§ **SET EXERCISE**:
Give back every line exactly as it appears, pictures excluded.

§ **SOURCE EXCERPT**:
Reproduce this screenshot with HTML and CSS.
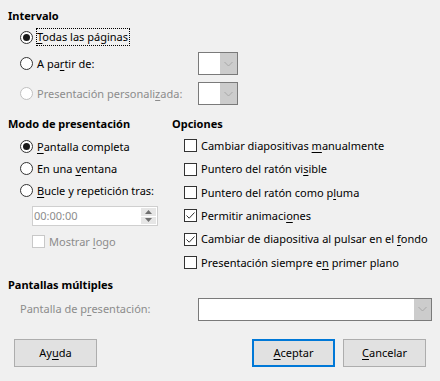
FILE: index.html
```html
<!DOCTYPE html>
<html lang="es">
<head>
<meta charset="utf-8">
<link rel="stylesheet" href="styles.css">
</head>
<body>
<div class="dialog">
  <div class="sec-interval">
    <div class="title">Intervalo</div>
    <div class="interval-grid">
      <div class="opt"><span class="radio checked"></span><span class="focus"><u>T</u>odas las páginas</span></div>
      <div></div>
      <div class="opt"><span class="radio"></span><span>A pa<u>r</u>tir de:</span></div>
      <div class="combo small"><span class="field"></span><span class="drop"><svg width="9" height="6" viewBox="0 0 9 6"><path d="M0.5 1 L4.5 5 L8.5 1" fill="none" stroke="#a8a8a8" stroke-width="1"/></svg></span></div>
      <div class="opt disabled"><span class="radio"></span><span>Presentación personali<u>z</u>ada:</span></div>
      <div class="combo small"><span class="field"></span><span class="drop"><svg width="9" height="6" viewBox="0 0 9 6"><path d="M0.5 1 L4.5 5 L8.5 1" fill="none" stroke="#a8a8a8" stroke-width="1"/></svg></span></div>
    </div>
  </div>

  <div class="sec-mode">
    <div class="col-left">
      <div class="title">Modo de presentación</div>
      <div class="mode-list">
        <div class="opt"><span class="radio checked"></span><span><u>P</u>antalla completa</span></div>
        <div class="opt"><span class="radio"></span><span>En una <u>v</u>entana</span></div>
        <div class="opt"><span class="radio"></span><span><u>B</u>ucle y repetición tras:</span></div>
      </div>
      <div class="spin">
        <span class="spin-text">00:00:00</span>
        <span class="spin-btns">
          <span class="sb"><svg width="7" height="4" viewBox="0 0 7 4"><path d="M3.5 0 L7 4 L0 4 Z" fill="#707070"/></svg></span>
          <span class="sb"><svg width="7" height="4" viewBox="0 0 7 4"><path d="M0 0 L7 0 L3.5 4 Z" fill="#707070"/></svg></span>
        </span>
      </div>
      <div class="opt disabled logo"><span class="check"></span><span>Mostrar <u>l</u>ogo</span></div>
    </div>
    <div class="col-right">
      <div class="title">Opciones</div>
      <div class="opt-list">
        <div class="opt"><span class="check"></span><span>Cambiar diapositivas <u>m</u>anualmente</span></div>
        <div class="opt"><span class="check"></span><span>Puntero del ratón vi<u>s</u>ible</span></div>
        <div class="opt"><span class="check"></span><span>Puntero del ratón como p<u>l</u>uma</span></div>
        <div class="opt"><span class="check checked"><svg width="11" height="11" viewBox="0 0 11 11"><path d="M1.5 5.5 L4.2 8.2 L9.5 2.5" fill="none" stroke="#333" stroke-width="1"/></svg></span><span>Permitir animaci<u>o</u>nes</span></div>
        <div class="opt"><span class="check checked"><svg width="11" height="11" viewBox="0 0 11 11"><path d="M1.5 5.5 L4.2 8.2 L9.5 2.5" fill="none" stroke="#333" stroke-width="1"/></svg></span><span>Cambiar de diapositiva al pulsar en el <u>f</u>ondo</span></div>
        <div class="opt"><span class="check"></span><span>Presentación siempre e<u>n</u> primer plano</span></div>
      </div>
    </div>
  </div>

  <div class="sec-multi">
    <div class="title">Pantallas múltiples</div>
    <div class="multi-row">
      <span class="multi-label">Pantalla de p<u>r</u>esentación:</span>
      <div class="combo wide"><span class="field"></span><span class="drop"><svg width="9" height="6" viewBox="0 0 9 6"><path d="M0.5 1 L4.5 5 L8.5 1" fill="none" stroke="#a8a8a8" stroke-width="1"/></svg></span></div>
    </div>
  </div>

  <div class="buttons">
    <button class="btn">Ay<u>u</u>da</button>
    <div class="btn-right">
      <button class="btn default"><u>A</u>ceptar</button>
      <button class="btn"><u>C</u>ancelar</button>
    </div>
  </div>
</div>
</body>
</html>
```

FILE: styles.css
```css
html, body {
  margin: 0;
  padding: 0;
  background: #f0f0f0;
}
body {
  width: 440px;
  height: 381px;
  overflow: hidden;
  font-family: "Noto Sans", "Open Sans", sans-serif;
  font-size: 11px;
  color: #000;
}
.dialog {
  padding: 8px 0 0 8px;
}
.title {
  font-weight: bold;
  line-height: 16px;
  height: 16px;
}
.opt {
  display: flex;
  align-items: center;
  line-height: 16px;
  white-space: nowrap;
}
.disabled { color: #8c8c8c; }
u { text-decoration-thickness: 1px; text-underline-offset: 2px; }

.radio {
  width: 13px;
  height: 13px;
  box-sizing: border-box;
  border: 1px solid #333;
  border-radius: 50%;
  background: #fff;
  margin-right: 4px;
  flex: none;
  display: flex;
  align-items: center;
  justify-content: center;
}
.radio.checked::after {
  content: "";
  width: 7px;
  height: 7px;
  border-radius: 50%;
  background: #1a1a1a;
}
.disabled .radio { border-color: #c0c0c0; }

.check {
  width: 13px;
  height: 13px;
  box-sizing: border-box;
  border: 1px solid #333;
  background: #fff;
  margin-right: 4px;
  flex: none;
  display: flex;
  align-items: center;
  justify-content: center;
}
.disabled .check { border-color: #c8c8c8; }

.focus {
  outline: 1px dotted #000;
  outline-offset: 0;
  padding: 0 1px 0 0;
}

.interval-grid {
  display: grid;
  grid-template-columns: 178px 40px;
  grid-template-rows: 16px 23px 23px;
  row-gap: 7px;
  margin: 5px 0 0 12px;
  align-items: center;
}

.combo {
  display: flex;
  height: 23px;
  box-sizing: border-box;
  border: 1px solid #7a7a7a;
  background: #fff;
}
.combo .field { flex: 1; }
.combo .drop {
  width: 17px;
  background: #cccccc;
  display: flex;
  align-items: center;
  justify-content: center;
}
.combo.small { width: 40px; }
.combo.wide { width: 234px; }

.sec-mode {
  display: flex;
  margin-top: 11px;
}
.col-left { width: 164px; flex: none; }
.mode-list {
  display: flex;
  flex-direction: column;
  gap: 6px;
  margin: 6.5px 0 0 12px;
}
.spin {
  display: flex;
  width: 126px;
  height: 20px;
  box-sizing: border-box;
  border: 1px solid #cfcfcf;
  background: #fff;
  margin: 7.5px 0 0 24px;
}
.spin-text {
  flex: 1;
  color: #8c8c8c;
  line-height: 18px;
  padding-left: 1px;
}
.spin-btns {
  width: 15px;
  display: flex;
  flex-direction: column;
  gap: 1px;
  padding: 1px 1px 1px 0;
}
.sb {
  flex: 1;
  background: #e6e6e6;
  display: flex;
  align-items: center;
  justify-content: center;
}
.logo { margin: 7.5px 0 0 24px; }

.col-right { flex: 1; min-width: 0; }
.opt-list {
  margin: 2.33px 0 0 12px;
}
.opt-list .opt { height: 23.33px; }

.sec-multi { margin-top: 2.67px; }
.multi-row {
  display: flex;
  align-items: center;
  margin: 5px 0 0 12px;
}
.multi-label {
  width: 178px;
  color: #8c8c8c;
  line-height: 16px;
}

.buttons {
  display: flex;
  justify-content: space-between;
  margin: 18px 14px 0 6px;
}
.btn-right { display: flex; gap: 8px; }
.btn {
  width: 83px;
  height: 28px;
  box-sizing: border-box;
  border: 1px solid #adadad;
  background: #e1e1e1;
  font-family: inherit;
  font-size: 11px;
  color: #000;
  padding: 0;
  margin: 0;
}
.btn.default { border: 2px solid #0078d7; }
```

§ **IN RESPONSE**:
Reproduce this screenshot with HTML and CSS.
FILE: index.html
```html
<!DOCTYPE html>
<html lang="es">
<head>
<meta charset="utf-8">
<link rel="stylesheet" href="styles.css">
</head>
<body>
<div class="dialog">
  <div class="sec-interval">
    <div class="title">Intervalo</div>
    <div class="interval-grid">
      <div class="opt"><span class="radio checked"></span><span class="focus"><u>T</u>odas las páginas</span></div>
      <div></div>
      <div class="opt"><span class="radio"></span><span>A pa<u>r</u>tir de:</span></div>
      <div class="combo small"><span class="field"></span><span class="drop"><svg width="9" height="6" viewBox="0 0 9 6"><path d="M0.5 1 L4.5 5 L8.5 1" fill="none" stroke="#a8a8a8" stroke-width="1"/></svg></span></div>
      <div class="opt disabled"><span class="radio"></span><span>Presentación personali<u>z</u>ada:</span></div>
      <div class="combo small"><span class="field"></span><span class="drop"><svg width="9" height="6" viewBox="0 0 9 6"><path d="M0.5 1 L4.5 5 L8.5 1" fill="none" stroke="#a8a8a8" stroke-width="1"/></svg></span></div>
    </div>
  </div>

  <div class="sec-mode">
    <div class="col-left">
      <div class="title">Modo de presentación</div>
      <div class="mode-list">
        <div class="opt"><span class="radio checked"></span><span><u>P</u>antalla completa</span></div>
        <div class="opt"><span class="radio"></span><span>En una <u>v</u>entana</span></div>
        <div class="opt"><span class="radio"></span><span><u>B</u>ucle y repetición tras:</span></div>
      </div>
      <div class="spin">
        <span class="spin-text">00:00:00</span>
        <span class="spin-btns">
          <span class="sb"><svg width="7" height="4" viewBox="0 0 7 4"><path d="M3.5 0 L7 4 L0 4 Z" fill="#707070"/></svg></span>
          <span class="sb"><svg width="7" height="4" viewBox="0 0 7 4"><path d="M0 0 L7 0 L3.5 4 Z" fill="#707070"/></svg></span>
        </span>
      </div>
      <div class="opt disabled logo"><span class="check"></span><span>Mostrar <u>l</u>ogo</span></div>
    </div>
    <div class="col-right">
      <div class="title">Opciones</div>
      <div class="opt-list">
        <div class="opt"><span class="check"></span><span>Cambiar diapositivas <u>m</u>anualmente</span></div>
        <div class="opt"><span class="check"></span><span>Puntero del ratón vi<u>s</u>ible</span></div>
        <div class="opt"><span class="check"></span><span>Puntero del ratón como p<u>l</u>uma</span></div>
        <div class="opt"><span class="check checked"><svg width="11" height="11" viewBox="0 0 11 11"><path d="M1.5 5.5 L4.2 8.2 L9.5 2.5" fill="none" stroke="#333" stroke-width="1"/></svg></span><span>Permitir animaci<u>o</u>nes</span></div>
        <div class="opt"><span class="check checked"><svg width="11" height="11" viewBox="0 0 11 11"><path d="M1.5 5.5 L4.2 8.2 L9.5 2.5" fill="none" stroke="#333" stroke-width="1"/></svg></span><span>Cambiar de diapositiva al pulsar en el <u>f</u>ondo</span></div>
        <div class="opt"><span class="check"></span><span>Presentación siempre e<u>n</u> primer plano</span></div>
      </div>
    </div>
  </div>

  <div class="sec-multi">
    <div class="title">Pantallas múltiples</div>
    <div class="multi-row">
      <span class="multi-label">Pantalla de p<u>r</u>esentación:</span>
      <div class="combo wide"><span class="field"></span><span class="drop"><svg width="9" height="6" viewBox="0 0 9 6"><path d="M0.5 1 L4.5 5 L8.5 1" fill="none" stroke="#a8a8a8" stroke-width="1"/></svg></span></div>
    </div>
  </div>

  <div class="buttons">
    <button class="btn">Ay<u>u</u>da</button>
    <div class="btn-right">
      <button class="btn default"><u>A</u>ceptar</button>
      <button class="btn"><u>C</u>ancelar</button>
    </div>
  </div>
</div>
</body>
</html>
```

FILE: styles.css
```css
html, body {
  margin: 0;
  padding: 0;
  background: #f0f0f0;
}
body {
  width: 440px;
  height: 381px;
  overflow: hidden;
  font-family: "Noto Sans", "Open Sans", sans-serif;
  font-size: 11px;
  color: #000;
}
.dialog {
  padding: 8px 0 0 8px;
}
.title {
  font-weight: bold;
  line-height: 16px;
  height: 16px;
}
.opt {
  display: flex;
  align-items: center;
  line-height: 16px;
  white-space: nowrap;
}
.disabled { color: #8c8c8c; }
u { text-decoration-thickness: 1px; text-underline-offset: 2px; }

.radio {
  width: 13px;
  height: 13px;
  box-sizing: border-box;
  border: 1px solid #333;
  border-radius: 50%;
  background: #fff;
  margin-right: 4px;
  flex: none;
  display: flex;
  align-items: center;
  justify-content: center;
}
.radio.checked::after {
  content: "";
  width: 7px;
  height: 7px;
  border-radius: 50%;
  background: #1a1a1a;
}
.disabled .radio { border-color: #c0c0c0; }

.check {
  width: 13px;
  height: 13px;
  box-sizing: border-box;
  border: 1px solid #333;
  background: #fff;
  margin-right: 4px;
  flex: none;
  display: flex;
  align-items: center;
  justify-content: center;
}
.disabled .check { border-color: #c8c8c8; }

.focus {
  outline: 1px dotted #000;
  outline-offset: 0;
  padding: 0 1px 0 0;
}

.interval-grid {
  display: grid;
  grid-template-columns: 178px 40px;
  grid-template-rows: 16px 23px 23px;
  row-gap: 7px;
  margin: 5px 0 0 12px;
  align-items: center;
}

.combo {
  display: flex;
  height: 23px;
  box-sizing: border-box;
  border: 1px solid #7a7a7a;
  background: #fff;
}
.combo .field { flex: 1; }
.combo .drop {
  width: 17px;
  background: #cccccc;
  display: flex;
  align-items: center;
  justify-content: center;
}
.combo.small { width: 40px; }
.combo.wide { width: 234px; }

.sec-mode {
  display: flex;
  margin-top: 11px;
}
.col-left { width: 164px; flex: none; }
.mode-list {
  display: flex;
  flex-direction: column;
  gap: 6px;
  margin: 6.5px 0 0 12px;
}
.spin {
  display: flex;
  width: 126px;
  height: 20px;
  box-sizing: border-box;
  border: 1px solid #cfcfcf;
  background: #fff;
  margin: 7.5px 0 0 24px;
}
.spin-text {
  flex: 1;
  color: #8c8c8c;
  line-height: 18px;
  padding-left: 1px;
}
.spin-btns {
  width: 15px;
  display: flex;
  flex-direction: column;
  gap: 1px;
  padding: 1px 1px 1px 0;
}
.sb {
  flex: 1;
  background: #e6e6e6;
  display: flex;
  align-items: center;
  justify-content: center;
}
.logo { margin: 7.5px 0 0 24px; }

.col-right { flex: 1; min-width: 0; }
.opt-list {
  margin: 2.33px 0 0 12px;
}
.opt-list .opt { height: 23.33px; }

.sec-multi { margin-top: 2.67px; }
.multi-row {
  display: flex;
  align-items: center;
  margin: 5px 0 0 12px;
}
.multi-label {
  width: 178px;
  color: #8c8c8c;
  line-height: 16px;
}

.buttons {
  display: flex;
  justify-content: space-between;
  margin: 18px 14px 0 6px;
}
.btn-right { display: flex; gap: 8px; }
.btn {
  width: 83px;
  height: 28px;
  box-sizing: border-box;
  border: 1px solid #adadad;
  background: #e1e1e1;
  font-family: inherit;
  font-size: 11px;
  color: #000;
  padding: 0;
  margin: 0;
}
.btn.default { border: 2px solid #0078d7; }
```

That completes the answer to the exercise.